Russell held that the criteria described in Hummell v. S.E. Rykoff & Co., 634 F.2d 446, 453 (9th Cir.1980), should guide a court in determining whether to award fees to *1506either plaintiffs or defendants under section 502(g)(1). 726 F.2d at 1416. Moreover, we noted that for the reasons expressed in Marquardt v. North American Car Corp., 652 F.2d 715 (7th Cir.1981), the Hummell factors very frequently suggest that attorney’s fees should not be charged against ERISA plaintiffs. Russell, 726 F.2d at 1416.

In this case, the district court, while noting its hesitancy to award fees against the Trust Funds, applied the Hummell factors and concluded that the prosecution of this suit was grossly unfair, that the Trust Funds had substantial ability to satisfy the fee award, that the assessment of fees would deter unfair acts, and that the position taken by the Trust Funds was without merit. These findings are not clearly erroneous, and the district court did not abuse its discretion in awarding fees to Gilliam.3 Gilliam is also entitled to reasonable attorney's fees incurred in this appeal. See id. at 1417.

AFFIRMED.

. Our conclusion comports with the Supreme Court’s decision in Jim McNeff, Inc. v. Todd, 461 U.S. 260, 103 S.Ct. 1753, 1759, 75 L.Ed.2d 830 (1983). Section 8(f) of the National Labor Relations Act, 29 U.S.C. § 158(f), allows an employer in the construction industry’ to enter into a collective bargaining agreement before the union achieves majority status. Todd held that such "prehire" agreements may be repudiated by an employer until the union attains majority support, but until repudiated, a prehire agreement is fully enforceable. Id. 103 S.Ct. at 1759. Todd, however, does not suggest that a binding collective bargaining agreement results where an employer relies on representations of an agent of the union and unknowingly signs a prehire agreement. Congress intended prehire agreements to be arrived at voluntarily and therefore such agreements are voidable until the union attains majority status. Id. at 1758. In holding that such agreements are enforceable until repudiated, the Court in Todd noted that it would be illogical and inequitable to allow an employer to accept the benefits of a prehire agreement and then avoid paying the bargained for consideration. Id. 103 S.Ct. at 1759.

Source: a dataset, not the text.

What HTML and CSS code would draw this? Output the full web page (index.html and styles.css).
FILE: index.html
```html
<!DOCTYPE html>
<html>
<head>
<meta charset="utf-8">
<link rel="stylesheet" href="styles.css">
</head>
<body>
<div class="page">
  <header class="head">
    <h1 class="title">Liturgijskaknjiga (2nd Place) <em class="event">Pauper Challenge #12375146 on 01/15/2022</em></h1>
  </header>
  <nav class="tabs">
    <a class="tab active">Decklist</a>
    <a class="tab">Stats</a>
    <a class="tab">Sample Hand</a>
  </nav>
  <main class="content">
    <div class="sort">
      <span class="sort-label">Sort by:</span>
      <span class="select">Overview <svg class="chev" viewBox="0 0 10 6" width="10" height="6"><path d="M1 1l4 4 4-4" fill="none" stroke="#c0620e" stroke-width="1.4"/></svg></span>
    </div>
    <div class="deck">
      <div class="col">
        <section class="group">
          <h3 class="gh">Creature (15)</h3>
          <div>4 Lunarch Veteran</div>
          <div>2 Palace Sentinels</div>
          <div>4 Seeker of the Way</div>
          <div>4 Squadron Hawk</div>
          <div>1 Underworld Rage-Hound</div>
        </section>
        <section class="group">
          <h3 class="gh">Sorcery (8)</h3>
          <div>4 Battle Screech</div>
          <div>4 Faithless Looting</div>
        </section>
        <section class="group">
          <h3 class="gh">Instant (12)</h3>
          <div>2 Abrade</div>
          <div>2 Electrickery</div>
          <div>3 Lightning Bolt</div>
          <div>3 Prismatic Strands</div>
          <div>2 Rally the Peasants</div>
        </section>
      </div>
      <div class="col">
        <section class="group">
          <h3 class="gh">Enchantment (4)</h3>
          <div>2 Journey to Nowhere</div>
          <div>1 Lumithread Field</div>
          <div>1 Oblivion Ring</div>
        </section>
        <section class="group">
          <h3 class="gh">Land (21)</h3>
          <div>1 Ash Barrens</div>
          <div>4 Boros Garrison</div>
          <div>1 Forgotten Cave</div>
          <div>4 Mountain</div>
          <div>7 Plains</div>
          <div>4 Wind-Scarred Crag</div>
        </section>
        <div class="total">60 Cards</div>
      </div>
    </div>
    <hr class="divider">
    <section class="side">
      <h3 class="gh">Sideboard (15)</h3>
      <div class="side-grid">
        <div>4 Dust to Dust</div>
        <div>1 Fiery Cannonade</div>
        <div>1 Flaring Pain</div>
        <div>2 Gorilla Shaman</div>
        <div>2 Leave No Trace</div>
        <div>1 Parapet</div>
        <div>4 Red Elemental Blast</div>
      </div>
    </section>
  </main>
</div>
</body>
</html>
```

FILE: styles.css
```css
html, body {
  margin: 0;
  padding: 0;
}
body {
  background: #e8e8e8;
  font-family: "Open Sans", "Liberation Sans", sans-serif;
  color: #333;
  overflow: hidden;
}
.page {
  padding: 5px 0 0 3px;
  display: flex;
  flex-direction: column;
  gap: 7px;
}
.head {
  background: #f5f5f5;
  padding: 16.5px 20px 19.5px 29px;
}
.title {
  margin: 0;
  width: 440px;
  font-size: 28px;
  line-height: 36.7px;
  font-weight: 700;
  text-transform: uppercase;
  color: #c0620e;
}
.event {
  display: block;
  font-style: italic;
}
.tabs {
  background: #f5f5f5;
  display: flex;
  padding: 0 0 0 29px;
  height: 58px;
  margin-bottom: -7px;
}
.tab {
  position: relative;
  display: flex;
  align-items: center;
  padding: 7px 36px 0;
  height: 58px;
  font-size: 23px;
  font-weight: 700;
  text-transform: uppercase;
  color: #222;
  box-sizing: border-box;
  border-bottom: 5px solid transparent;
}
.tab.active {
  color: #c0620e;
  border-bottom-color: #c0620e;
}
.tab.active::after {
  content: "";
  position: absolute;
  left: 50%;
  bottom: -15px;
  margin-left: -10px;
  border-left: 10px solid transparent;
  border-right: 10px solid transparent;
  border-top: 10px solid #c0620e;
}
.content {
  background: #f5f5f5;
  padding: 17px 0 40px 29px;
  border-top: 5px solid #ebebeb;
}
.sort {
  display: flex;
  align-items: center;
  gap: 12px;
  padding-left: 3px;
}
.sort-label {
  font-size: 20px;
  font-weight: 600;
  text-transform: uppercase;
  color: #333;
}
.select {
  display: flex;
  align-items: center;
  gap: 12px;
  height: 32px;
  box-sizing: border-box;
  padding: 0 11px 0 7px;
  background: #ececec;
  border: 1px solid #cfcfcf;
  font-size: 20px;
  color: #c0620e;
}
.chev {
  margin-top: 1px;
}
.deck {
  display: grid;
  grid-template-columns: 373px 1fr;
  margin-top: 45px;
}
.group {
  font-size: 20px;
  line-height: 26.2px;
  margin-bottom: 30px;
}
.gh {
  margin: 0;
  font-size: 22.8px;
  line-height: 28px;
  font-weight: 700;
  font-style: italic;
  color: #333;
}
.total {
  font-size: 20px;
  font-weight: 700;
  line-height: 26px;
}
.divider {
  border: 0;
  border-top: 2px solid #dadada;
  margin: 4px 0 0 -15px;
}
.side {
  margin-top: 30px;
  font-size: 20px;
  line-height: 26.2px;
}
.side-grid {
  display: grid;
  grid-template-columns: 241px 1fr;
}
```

These concerns obviously do not apply where an employer unknowingly signs a prehire agreement and neither he nor the union subsequently relies on the document as establishing a collective bargaining agreement. Similarly, holding that a binding agreement results in these circumstances would conflict with the voluntary nature of such agreements. It would be illogical to assert that an employer is free to repudiate an agreement that he does not know exists.

. The district court expressly found that Watson did not deliver copies of the short-form agreement or the master labor agreement to Gilliam during the visit to the union office in May 1977. Although the union later mailed copies of these documents to Gilliam, he did not knowingly receive copies until the Trust Funds brought the claim for benefit contributions.

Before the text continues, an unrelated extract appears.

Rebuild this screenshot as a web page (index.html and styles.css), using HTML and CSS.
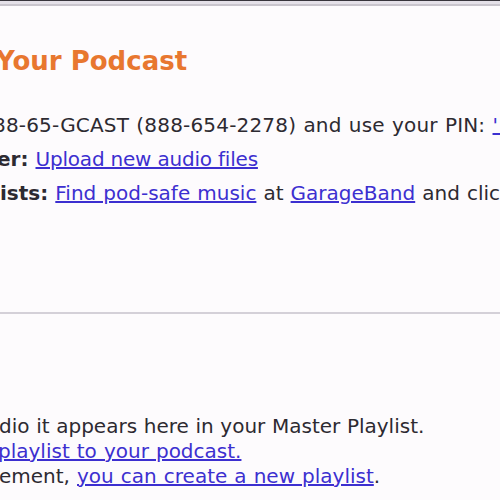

. The district court correctly considered the factors outlined in Kerr v. Screen Extras Guild, Inc., 526 F.2d 67, 70 (9th Cir.1975), cert. denied, 425 U.S. 951, 96 S.Ct. 1726, 48 L.Ed.2d 195 (1976), in determining the amount of the fee award. See Russell, 726 F.2d at 1415 n. 9. Moreover, because the district court acknowledged its hesitancy to assess fees against the Trust Funds, it is unnecessary for the court to reconsider its fee award in light of Russell.